Karomah Waliyullah Mbah Siroj Solo, Tak Pernah Berhaji Secara Lahiriah, Tapi Sering Terlihat di Mekkah

12 Juli 2022, 14:37 WIB
Kiai Ahmad Siroj atau Mbah Siroj yang secara lahiriah tak pernah pergi haji tapi sering ditemui banyak orang di Mekkah. /

JENDELA CIANJUR - Bagi masyarakat Solo, Jawa Tengah dan sekitarnya, nama Kiai Ahmad Siroj sudah tak asing lagi.

Kiai Ahmad Siroj atau karib disapa Mbah Siroj ini merupakan seorang Waliyullah. Meski tidak mengakui sendiri sebagai wali, namun banyak orang mengakui dirinya adalah seorang wali yang memiliki karomah.

Mbah Siroj yang merupakan ulama alim, saleh, dan berkharisma. Ia merupakan putra dari Kiai Umar atau karib disebut dengan Imam Pura, juga salah satu Wali Allah. Makam Kiai Imam Pura sendiri berada di Susukan, Kabupaten Semarang.

Ayah Mbah Siroj memiliki garis keturunan dari Sunan Hasan Munadi. Salah seorang paman dari Raden Patah yang ditugaskan mengislamkan daerah lereng Gunung Merbabu sebelah utara, atau sekarang dikenal sebagai Desa Nyatnyono.

Baca Juga: Gus Muwafiq Beberkan Kelebihan Gus Dur, Tahu Jika Ada Orang yang Berbohong

Selain alim, saleh, dan memiliki karomah sebagai Waliyullah, Mbah Siroj dikenal karena juga memiliki gaya yang khas dan unik dalam berpakaian sehari-hari.

Ia kerap berpakaian dengan mengenakan iket (blangkon), berbaju putih, dan bersarung wulung.

Kiai Ahmad Siroj mempunyai beberapa saudara, di antaranya adalah Kiai Kholil yang bermukim di Kauman, Solo, dan Kiai Djuwaidi yang tinggal di Tengaran, Kabupaten Semarang.

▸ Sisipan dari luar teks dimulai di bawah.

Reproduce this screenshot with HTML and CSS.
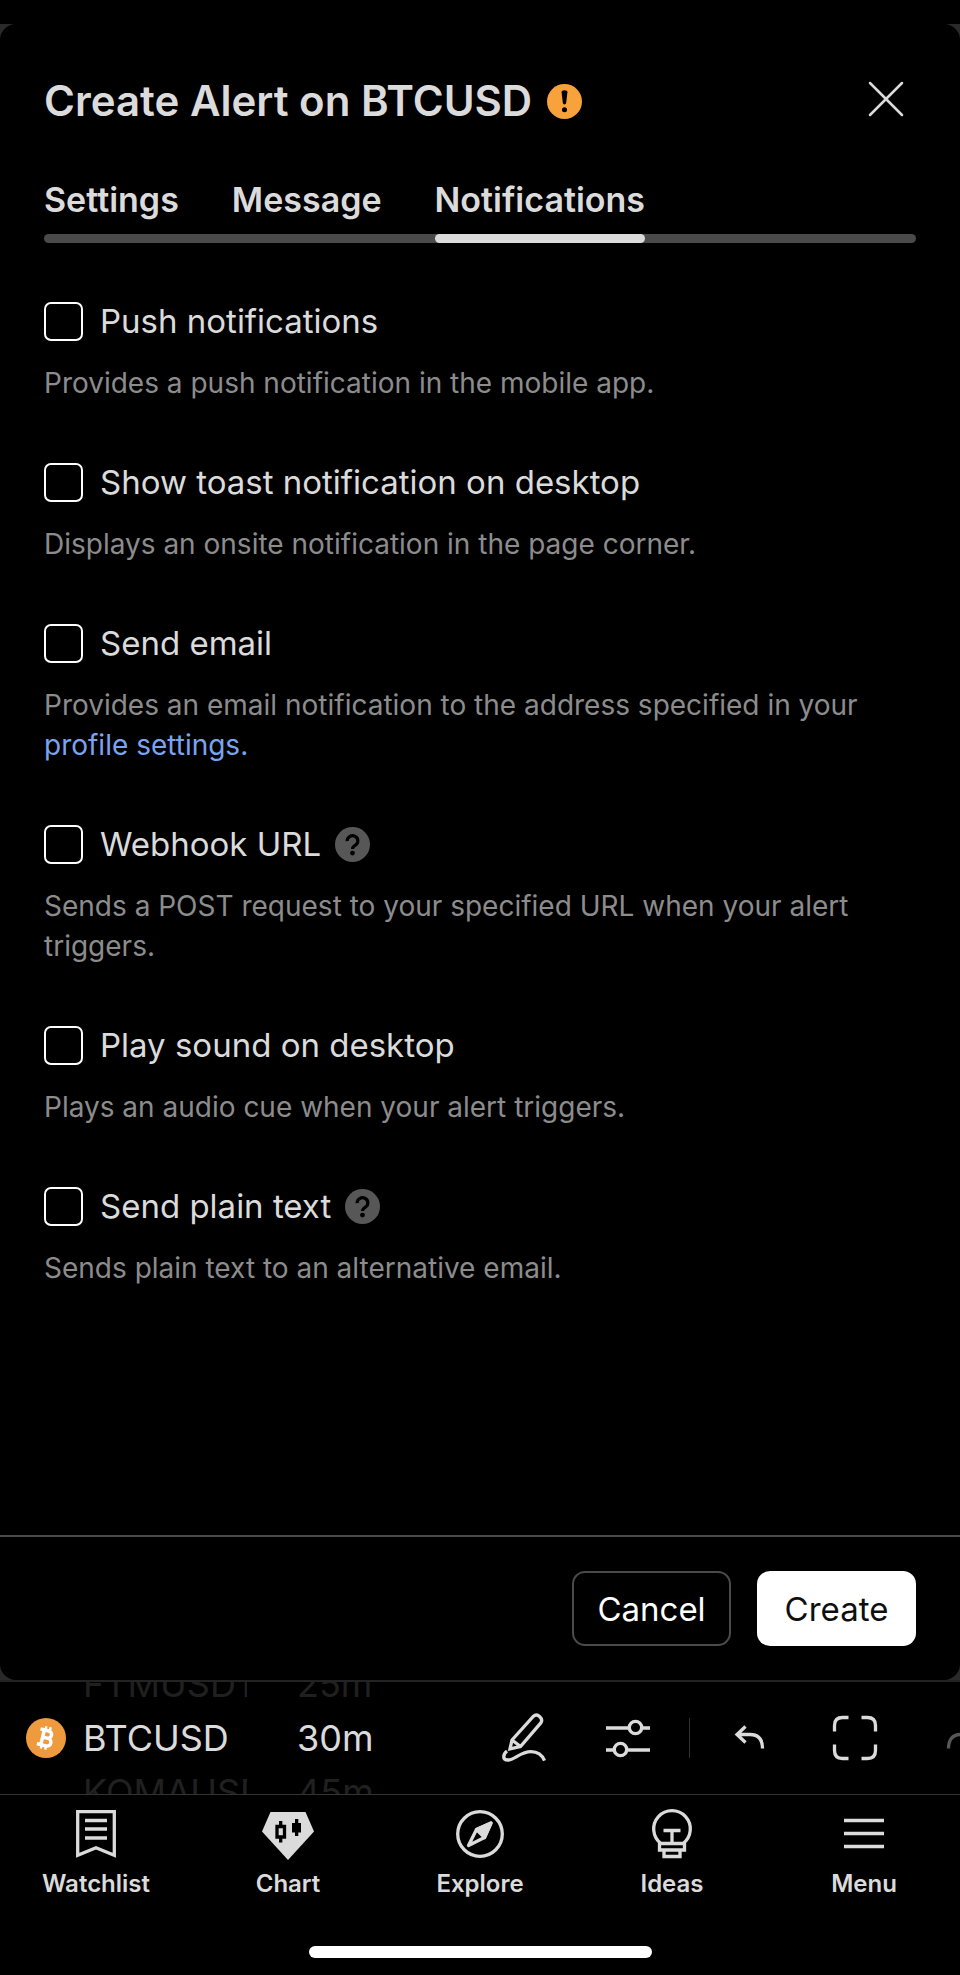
FILE: index.html
```
<!DOCTYPE html>
<html lang="en">
<head>
	<meta charset="UTF-8">
	<meta name="viewport" content="width=device-width, initial-scale=1">
	<title>Create Alert on BTCUSD</title>
	<link rel="stylesheet" href="styles.css">
</head>
<body>
	<div class="backdrop">
		<form class="sheet">
			<div class="header">
				<h1>Create Alert on BTCUSD</h1>
				<svg class="badge" viewBox="0 0 36 36">
					<circle cx="18" cy="18" r="18" fill="#f7a23b"/>
					<path d="M15 8.500q0-2 3-2t3 2l-1.300 11q-.3 1.500-1.700 1.500t-1.700-1.500z" fill="#000"/>
					<circle cx="18" cy="26.500" r="2.600" fill="#000"/>
				</svg>
				<button type="button" class="close" aria-label="Close">
					<svg width="36" height="36" viewBox="0 0 36 36">
						<path d="M2 2l32 32M34 2L2 34" stroke="#dbdbdb" stroke-width="2.500" stroke-linecap="round"/>
					</svg>
				</button>
			</div>
			<div class="tabs">
				<button type="button">Settings</button>
				<button type="button">Message</button>
				<button type="button" class="selected">Notifications</button>
			</div>
			<div class="options">
				<div class="option">
					<div class="row">
						<input type="checkbox" id="push">
						<label for="push">Push notifications</label>
					</div>
					<p>Provides a push notification in the mobile app.</p>
				</div>
				<div class="option">
					<div class="row">
						<input type="checkbox" id="toast">
						<label for="toast">Show toast notification on desktop</label>
					</div>
					<p>Displays an onsite notification in the page corner.</p>
				</div>
				<div class="option">
					<div class="row">
						<input type="checkbox" id="email">
						<label for="email">Send email</label>
					</div>
					<p>Provides an email notification to the address specified in your <a href="#">profile settings.</a></p>
				</div>
				<div class="option">
					<div class="row">
						<input type="checkbox" id="webhook">
						<label for="webhook">Webhook URL</label>
						<svg class="badge" viewBox="0 0 36 36">
							<circle cx="18" cy="18" r="18" fill="#575757"/>
							<path d="M12.500 14.500a5.500 5.300 0 1 1 8.500 4.200c-2 1.300-3 2-3 3.800" fill="none" stroke="#000" stroke-width="3.300"/>
							<circle cx="18" cy="26.800" r="2.500" fill="#000"/>
						</svg>
					</div>
					<p>Sends a POST request to your specified URL when your alert triggers.</p>
				</div>
				<div class="option">
					<div class="row">
						<input type="checkbox" id="sound">
						<label for="sound">Play sound on desktop</label>
					</div>
					<p>Plays an audio cue when your alert triggers.</p>
				</div>
				<div class="option">
					<div class="row">
						<input type="checkbox" id="plain">
						<label for="plain">Send plain text</label>
						<svg class="badge" viewBox="0 0 36 36">
							<circle cx="18" cy="18" r="18" fill="#575757"/>
							<path d="M12.500 14.500a5.500 5.300 0 1 1 8.500 4.200c-2 1.300-3 2-3 3.800" fill="none" stroke="#000" stroke-width="3.300"/>
							<circle cx="18" cy="26.800" r="2.500" fill="#000"/>
						</svg>
					</div>
					<p>Sends plain text to an alternative email.</p>
				</div>
			</div>
			<div class="footer">
				<button type="button" class="cancel">Cancel</button>
				<button type="button" class="create">Create</button>
			</div>
		</form>
	</div>
	<div class="toolbar">
		<svg class="coin" viewBox="0 0 40 40">
			<circle cx="20" cy="20" r="20" fill="#ee9a3d"/>
			<g transform="rotate(14 20 20)" fill="none" stroke="#fff" stroke-width="3.500">
				<path d="M12.500 12.500H21a3.700 3.700 0 0 1 0 7.400h-5M21 19.900h1a3.900 3.900 0 0 1 0 7.800h-9.500M16.500 12.500v15.200"/>
				<path d="M17.500 8.500v4M22 8.500v4M17.500 27.500v4M22 27.500v4" stroke-width="2.400"/>
			</g>
		</svg>
		<div class="wheel symbol">
			<span>FTMUSDT</span>
			<b>BTCUSD</b>
			<span>KOMAUSDT</span>
		</div>
		<div class="wheel interval">
			<span>25m</span>
			<b>30m</b>
			<span>45m</span>
		</div>
		<div class="tools">
			<button type="button" aria-label="Draw">
				<svg width="56" height="56" viewBox="0 0 56 56">
					<path d="M17 31L38.500 7.200q3-2.500 6.300.5t.8 6.500L25.500 37.500l-10.500 2.300zM17 31l8.500 6.500M12 42c-4 3-5 9 1 9 6.500 0 12.500-8.300 23-8.300 7 0 11 3 13.500 9" transform="translate(-1 -1)"/>
				</svg>
			</button>
			<button type="button" aria-label="Indicators">
				<svg width="56" height="56" viewBox="0 0 56 56">
					<path d="M6 18h22M42.500 18H50M6 40h7.500M27 40h23"/>
					<circle cx="35.500" cy="17.500" r="6.200"/>
					<circle cx="20.500" cy="39.500" r="6.200"/>
				</svg>
			</button>
			<i class="divider"></i>
			<button type="button" aria-label="Undo">
				<svg width="56" height="56" viewBox="0 0 56 56">
					<path d="M14 24.500h13q12.500 0 12.500 14M22.500 16.500l-8.500 8 8.500 8"/>
				</svg>
			</button>
			<button type="button" aria-label="Fullscreen">
				<svg width="56" height="56" viewBox="0 0 56 56">
					<path d="M21.500 7.500h-6q-8 0-8 8v6M34.500 7.500h6q8 0 8 8v6M48.500 34.500v6q0 8-8 8h-6M21.500 48.500h-6q-8 0-8-8v-6"/>
				</svg>
			</button>
			<button type="button" aria-label="Redo" class="faded">
				<svg width="56" height="56" viewBox="0 0 56 56">
					<path d="M43 24.500H30q-12.500 0-12.500 14M34.500 16.500l8.500 8-8.500 8"/>
				</svg>
			</button>
		</div>
	</div>
	<div class="nav">
		<a href="#">
			<svg width="56" height="54" viewBox="0 0 56 54">
				<path d="M9.700 3.700h36.600v43.500L28 39.800 9.700 47.200zM17 12.500h22M17 21h22M17 30h22"/>
			</svg>
			Watchlist
		</a>
		<a href="#">
			<svg width="56" height="54" viewBox="0 0 56 54">
				<path d="M10.500 4h35L54 23.500 28 52 2 23.500z" fill="#dbdbdb" stroke="none"/>
				<path d="M17 18.500h7.500V29H17zM20.700 13v4M20.700 30v4.500" stroke="#000"/>
				<path d="M32 15h9v9.500h-9zM35 11h3.300v17H35z" fill="#000" stroke="none"/>
			</svg>
			Chart
		</a>
		<a href="#">
			<svg width="56" height="54" viewBox="0 0 56 54">
				<circle cx="28" cy="26" r="22.300"/>
				<path d="M39 15L24.500 21.500 16.500 37.500 32.500 29.500z" stroke-linejoin="round"/>
				<path d="M39 15L24.500 21.500l8 8z" fill="#dbdbdb" stroke-linejoin="round"/>
			</svg>
			Explore
		</a>
		<a href="#">
			<svg width="56" height="54" viewBox="0 0 56 54">
				<path d="M17 35.500a18.300 18.300 0 1 1 22 0M15.500 35.500h25v6.500h-25zM20 42v6.500h16V42M19.500 22.500h17M28 22.500v13"/>
			</svg>
			Ideas
		</a>
		<a href="#">
			<svg width="56" height="54" viewBox="0 0 56 54">
				<path d="M8 12.500h40M8 25.500h40M8 38.500h40"/>
			</svg>
			Menu
		</a>
	</div>
	<div class="home"></div>
</body>
</html>
```
FILE: styles.css
```
*{
	margin: 0;
	padding: 0;
	box-sizing: border-box;
}
body{
	display: flex;
	flex-direction: column;
	min-height: 100vh;
	padding-top: 24px;
	background: #000;
	color: #dbdbdb;
	font-family: Inter, "Liberation Sans", sans-serif;
	font-size: 33px;
}
button{
	border: 0;
	background: none;
	color: inherit;
	font: inherit;
}
a{
	color: #7ba4f0;
	text-decoration: none;
}
svg{
	display: block;
	flex: none;
}
.backdrop{
	display: flex;
	flex: 1;
	background: #2a2a2a;
	border-bottom: 2px solid #232323;
}
.sheet{
	display: flex;
	flex: 1;
	flex-direction: column;
	border-radius: 16px;
	background: #000;
}
.header{
	display: flex;
	align-items: center;
	gap: 15px;
	padding: 50px 56px 0 44px;
}
.header h1{
	font-size: 42px;
	font-weight: 600;
	line-height: 54px;
}
.badge{
	width: 35px;
	height: 35px;
}
.close{
	margin-left: auto;
	padding-bottom: 4px;
}
.tabs{
	display: flex;
	gap: 53px;
	position: relative;
	margin: 48px 44px 0;
}
/* grey track under all tabs */
.tabs::before{
	content: "";
	position: absolute;
	right: 0;
	bottom: 0;
	left: 0;
	height: 9px;
	border-radius: 5px;
	background: #4a4a4a;
}
.tabs button{
	position: relative;
	font-size: 34px;
	font-weight: 600;
	line-height: 47px;
}
.tabs button::after{
	content: "";
	display: block;
	height: 9px;
	margin-top: 11px;
	border-radius: 5px;
}
.tabs .selected::after{
	background: #dbdbdb;
}
.options{
	display: flex;
	flex: 1;
	flex-direction: column;
	gap: 59px;
	padding: 58px 44px;
}
.row{
	display: flex;
	align-items: center;
	gap: 14px;
	height: 40px;
}
.row input{
	width: 39px;
	height: 39px;
	margin-right: 3px;
	border: 2px solid #fff;
	border-radius: 7px;
	appearance: none;
}
.option p{
	margin-top: 22px;
	color: #8c8c8c;
	font-size: 28px;
	line-height: 40px;
}
.footer{
	display: flex;
	justify-content: flex-end;
	gap: 26px;
	padding: 34px 44px;
	border-top: 2px solid #4a4a4a;
}
.footer button{
	min-width: 159px;
	height: 75px;
	border-radius: 13px;
}
.footer .cancel{
	border: 2px solid #4a4a4a;
	color: #fff;
}
.footer .create{
	background: #fff;
	color: #0f0f0f;
}
.toolbar{
	display: flex;
	align-items: center;
	height: 113px;
	padding-left: 26px;
	border-bottom: 1px solid #333;
}
.coin{
	width: 40px;
	height: 40px;
	margin-right: 17px;
}
.wheel{
	display: flex;
	flex: none;
	flex-direction: column;
	justify-content: center;
	height: 112px;
	overflow: hidden;
	font-size: 36px;
	line-height: 54px;
}
.wheel span{
	color: #202020;
}
.wheel b{
	font-weight: 400;
}
.symbol{
	width: 164px;
	margin-right: 50px;
}
.interval{
	width: 175px;
}
.tools{
	display: flex;
	flex: 1;
	align-items: center;
	overflow: hidden;
}
.tools button{
	display: flex;
	flex: none;
	justify-content: center;
	width: 104px;
}
.tools svg, .nav svg{
	fill: none;
	stroke: #dbdbdb;
	stroke-width: 3.3;
}
.tools .faded{
	opacity: .4;
}
.divider{
	flex: none;
	width: 1px;
	height: 40px;
	margin: 0 9px;
	background: #333;
}
.nav{
	display: flex;
	padding-top: 13px;
}
.nav a{
	display: flex;
	flex: 1;
	flex-direction: column;
	align-items: center;
	color: #dbdbdb;
	font-size: 24px;
	font-weight: 600;
	line-height: 44px;
}
.home{
	width: 36%;
	max-width: 343px;
	height: 12px;
	margin: 40px auto 17px;
	border-radius: 6px;
	background: #fff;
}
```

Melansir dari kanal YouTube Penerus Para Nabi, pada Selasa 12 Juli 2022, Mbah Siroj memiliki beberapa karomah diantaranya, mempunyai kemampuan melihat yang tidak diketahui oleh mata biasa.

Karomahnya terlihat dimana dalam peristiwa saat tentara Belanda akan masuk Kota Solo ketika aksi kolonial kedua atau dikenal sebagai clash ke-2 pada 1948.

Baca Juga: Kisah Seorang Sopir Bernama Muhsin Syafi'i yang Kewaliannya Dibongkar Mbah Hamid Pasuruan

Satu seksi laskar Hizbullah yang terdiri dari 50 orang, berkumpul di Begalon, Panularan. Kyai Ahmad Siroj tiba-tiba datang mengadakan inspeksi.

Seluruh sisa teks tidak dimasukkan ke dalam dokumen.